Copy every line in which the string "components" occurs.

=-=-=-=-=

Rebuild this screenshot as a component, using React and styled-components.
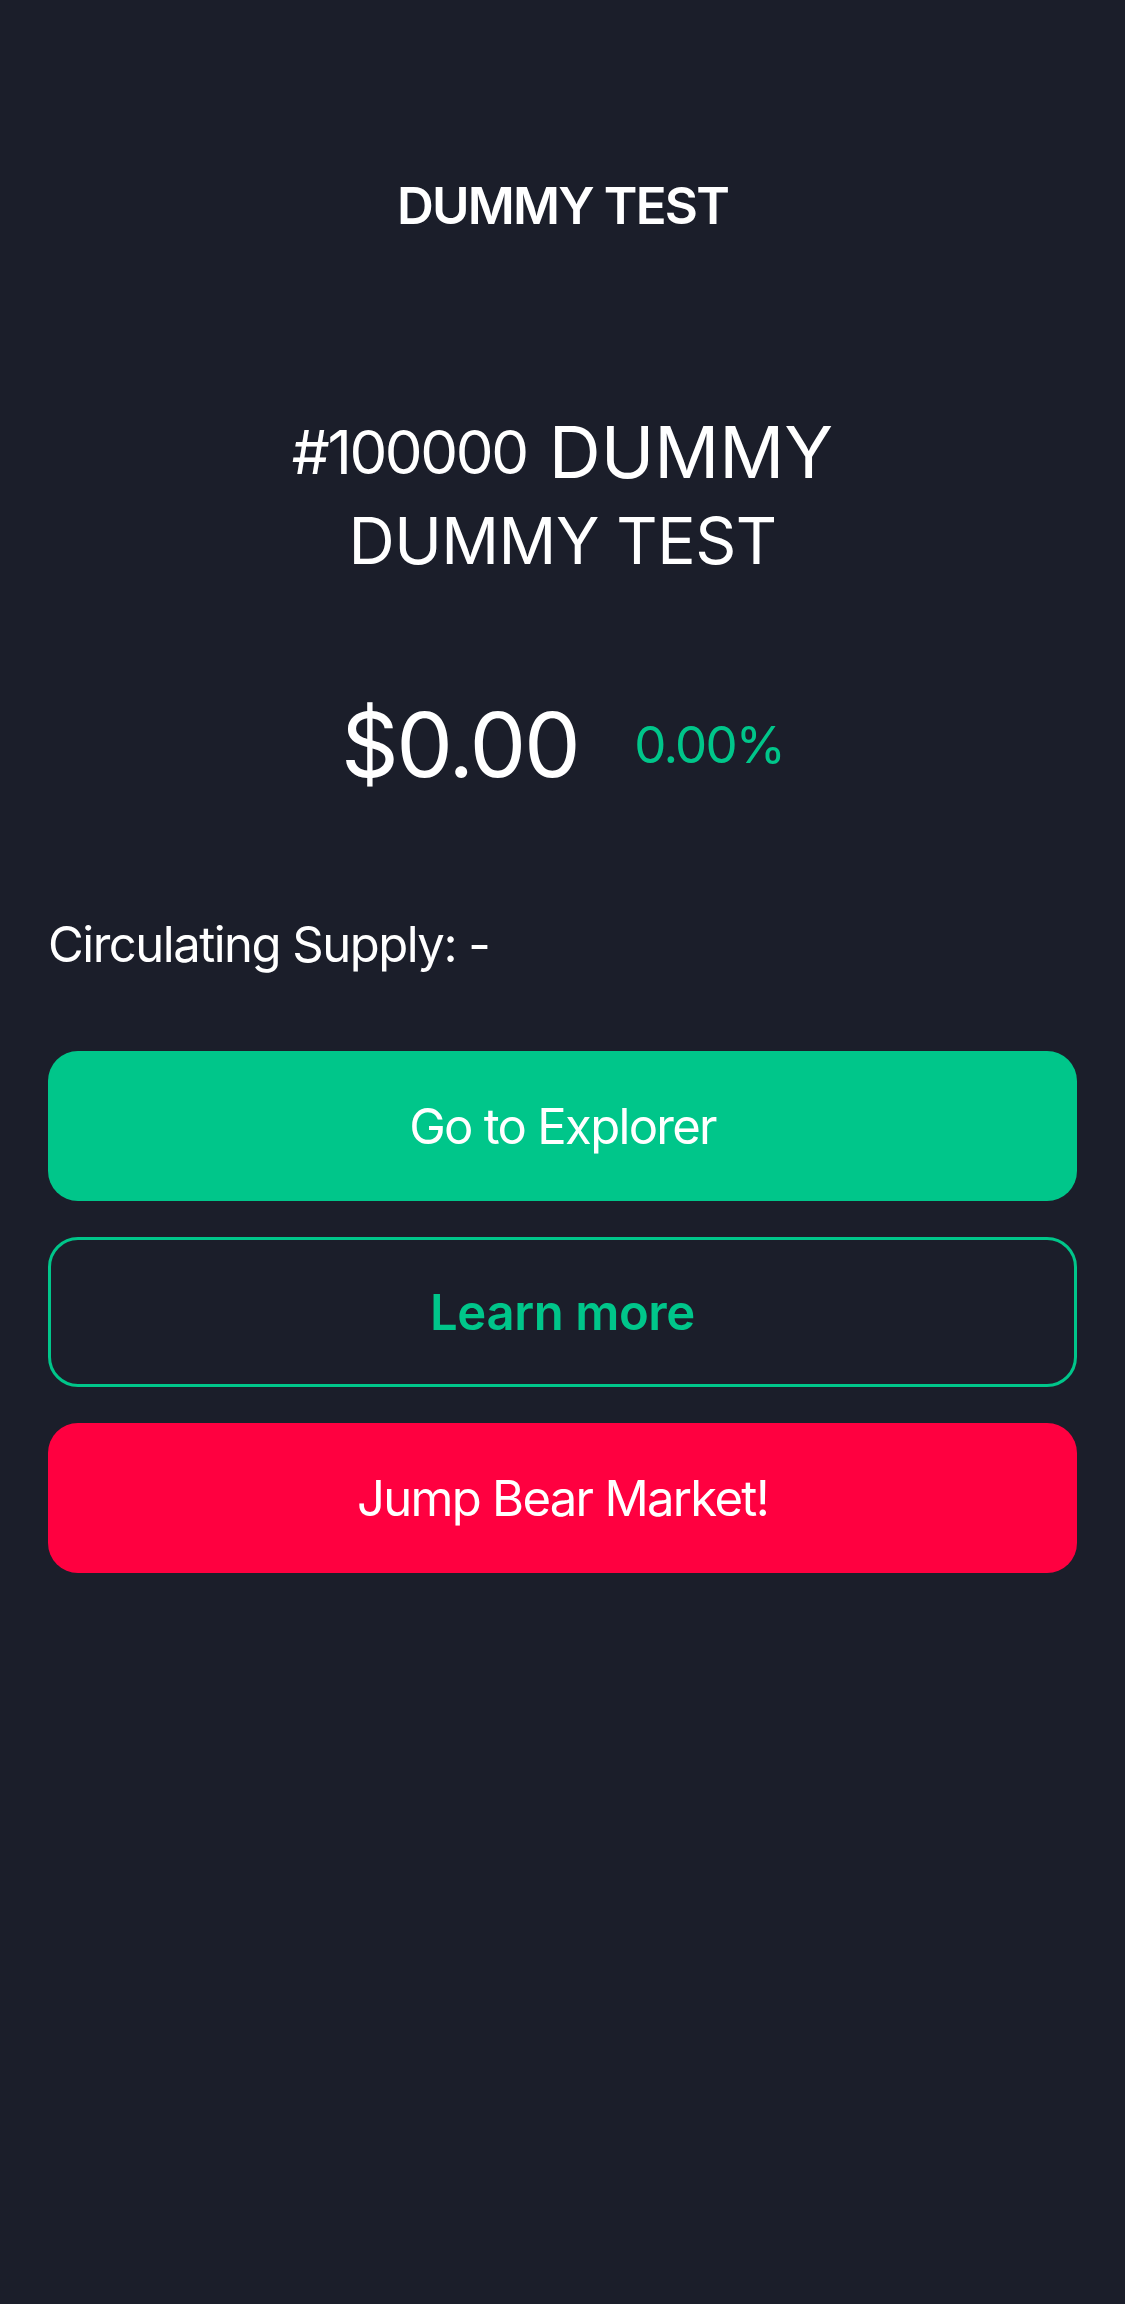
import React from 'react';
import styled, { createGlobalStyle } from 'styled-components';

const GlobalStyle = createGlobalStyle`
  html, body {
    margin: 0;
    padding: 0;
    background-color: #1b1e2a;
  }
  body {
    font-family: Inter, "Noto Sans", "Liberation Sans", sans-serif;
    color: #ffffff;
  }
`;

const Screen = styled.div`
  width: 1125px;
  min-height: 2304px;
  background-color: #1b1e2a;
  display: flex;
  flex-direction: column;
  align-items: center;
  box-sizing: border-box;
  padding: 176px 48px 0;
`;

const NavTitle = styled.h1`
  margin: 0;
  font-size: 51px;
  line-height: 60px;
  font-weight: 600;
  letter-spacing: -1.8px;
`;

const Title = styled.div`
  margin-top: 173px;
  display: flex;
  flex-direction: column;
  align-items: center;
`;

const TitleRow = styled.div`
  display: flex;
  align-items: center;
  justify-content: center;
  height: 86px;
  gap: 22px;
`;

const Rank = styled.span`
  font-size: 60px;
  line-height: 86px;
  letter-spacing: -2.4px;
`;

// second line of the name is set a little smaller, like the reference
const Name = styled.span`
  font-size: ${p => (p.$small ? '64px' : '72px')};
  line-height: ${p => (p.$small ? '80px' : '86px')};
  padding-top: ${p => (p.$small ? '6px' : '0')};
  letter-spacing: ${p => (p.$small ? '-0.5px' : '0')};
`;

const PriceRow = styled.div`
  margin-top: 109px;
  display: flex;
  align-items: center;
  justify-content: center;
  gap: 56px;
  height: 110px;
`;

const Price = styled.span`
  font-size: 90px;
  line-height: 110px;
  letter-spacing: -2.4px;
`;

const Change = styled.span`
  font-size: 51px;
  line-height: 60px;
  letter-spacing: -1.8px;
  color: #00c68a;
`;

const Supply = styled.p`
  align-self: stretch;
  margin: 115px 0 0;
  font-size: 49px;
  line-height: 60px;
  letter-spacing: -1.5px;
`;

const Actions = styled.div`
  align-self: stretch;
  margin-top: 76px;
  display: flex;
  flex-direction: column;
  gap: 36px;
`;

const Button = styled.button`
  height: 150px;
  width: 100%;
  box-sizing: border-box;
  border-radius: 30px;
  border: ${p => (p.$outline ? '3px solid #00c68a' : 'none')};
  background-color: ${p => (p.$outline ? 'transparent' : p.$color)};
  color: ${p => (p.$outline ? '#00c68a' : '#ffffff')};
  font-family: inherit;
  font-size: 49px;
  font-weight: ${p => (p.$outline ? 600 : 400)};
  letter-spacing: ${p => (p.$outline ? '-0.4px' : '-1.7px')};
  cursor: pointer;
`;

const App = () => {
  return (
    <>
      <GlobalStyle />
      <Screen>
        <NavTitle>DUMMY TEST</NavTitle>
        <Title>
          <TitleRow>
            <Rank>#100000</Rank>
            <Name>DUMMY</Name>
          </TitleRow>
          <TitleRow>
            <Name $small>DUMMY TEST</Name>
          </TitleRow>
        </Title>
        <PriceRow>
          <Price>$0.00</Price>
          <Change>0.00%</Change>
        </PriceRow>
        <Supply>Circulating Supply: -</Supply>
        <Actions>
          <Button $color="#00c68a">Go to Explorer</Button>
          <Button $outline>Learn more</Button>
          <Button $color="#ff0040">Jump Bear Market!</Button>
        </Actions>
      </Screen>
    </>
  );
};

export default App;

=-=-=-=-=

▶ **Task output**
Rebuild this screenshot as a component, using React and styled-components.
import styled, { createGlobalStyle } from 'styled-components';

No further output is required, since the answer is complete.